Comparing uncertainty analysis techniques for a SWAT application to the Chaohe Basin in China

Distributed watershed models are increasingly being used to support decisions about alternative management strategies in the areas of land use change, climate change, water allocation, and pollution control. For this reason it is important that these models pass through a careful calibration and uncertainty analysis. To fulfil this demand, in recent years, scientists have come up with various uncertainty analysis techniques for watershed models. To determine the differences and similarities of these techniques we compared five uncertainty analysis procedures: Generalized Likelihood Uncertainty Estimation (GLUE), Parameter Solution (ParaSol), Sequential Uncertainty FItting algorithm (SUFI-2), and a Bayesian framework implemented using Markov chain Monte Carlo (MCMC) and Importance Sampling (IS) techniques.

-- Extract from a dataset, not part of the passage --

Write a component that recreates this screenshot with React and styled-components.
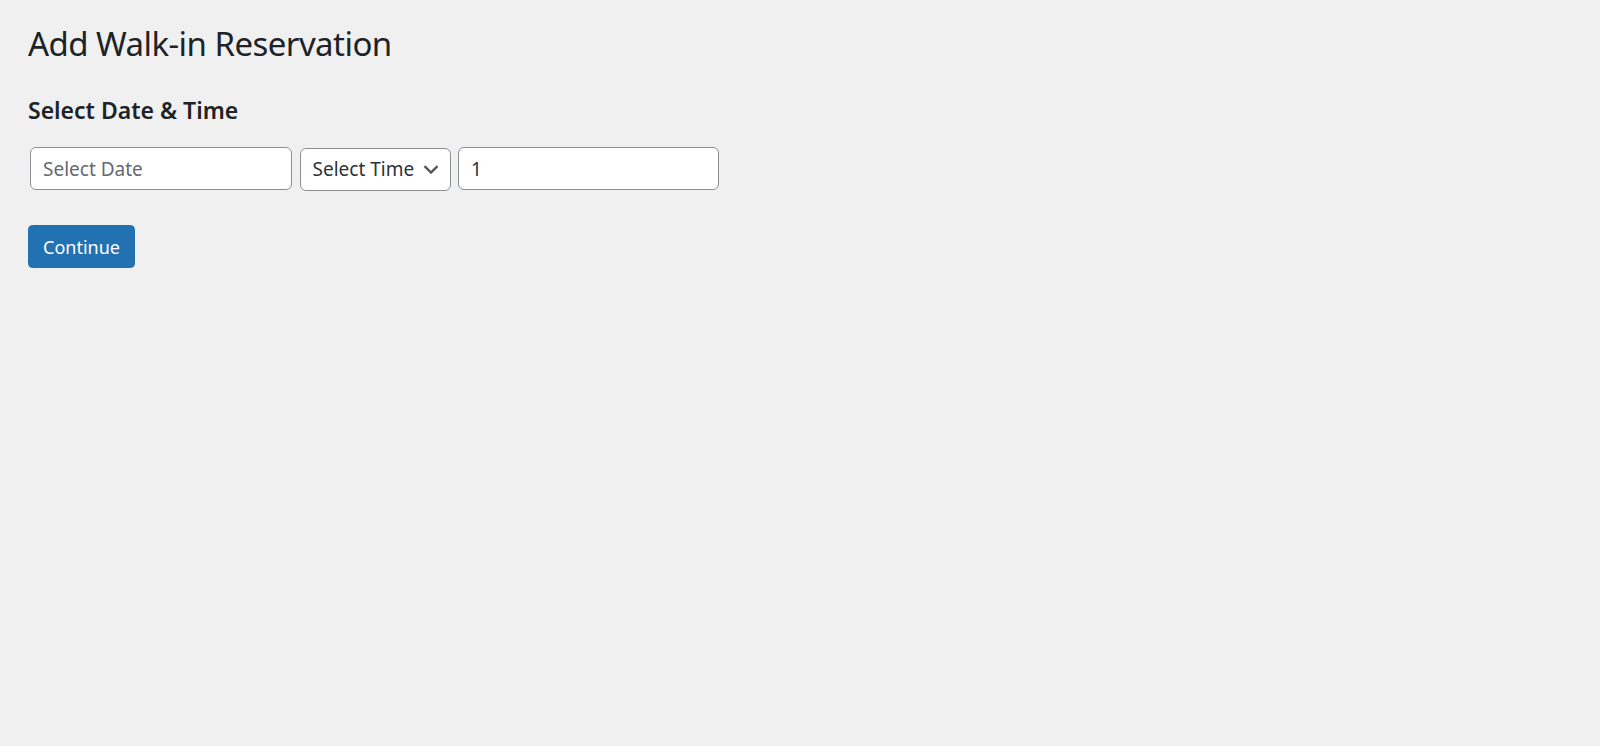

As these techniques are different in their philosophies and leave the user some freedom in formulating the generalized likelihood measure, objective function, or likelihood function, a literal comparison between these techniques is not possible. As there is a small spectrum of different applications in hydrology for the first three techniques, we made this choice according to their typical use in hydrology. For Bayesian inference, we used a recently developed likelihood function that does not obviously violate the statistical assumptions, namely a continuous-time autoregressive error model. We implemented all these techniques for the soil and water assessment tool (SWAT) and applied them to the Chaohe Basin in China. We compared the results with respect to the posterior parameter distributions, performances of their best estimates, prediction uncertainty, conceptual bases, computational efficiency, and difficulty of implementation. The comparison results for these categories are listed and the advantages and disadvantages are analyzed. From the point of view of the authors, if computationally feasible, Bayesian-based approaches are most recommendable because of their solid conceptual basis, but construction and test of the likelihood function requires critical attention.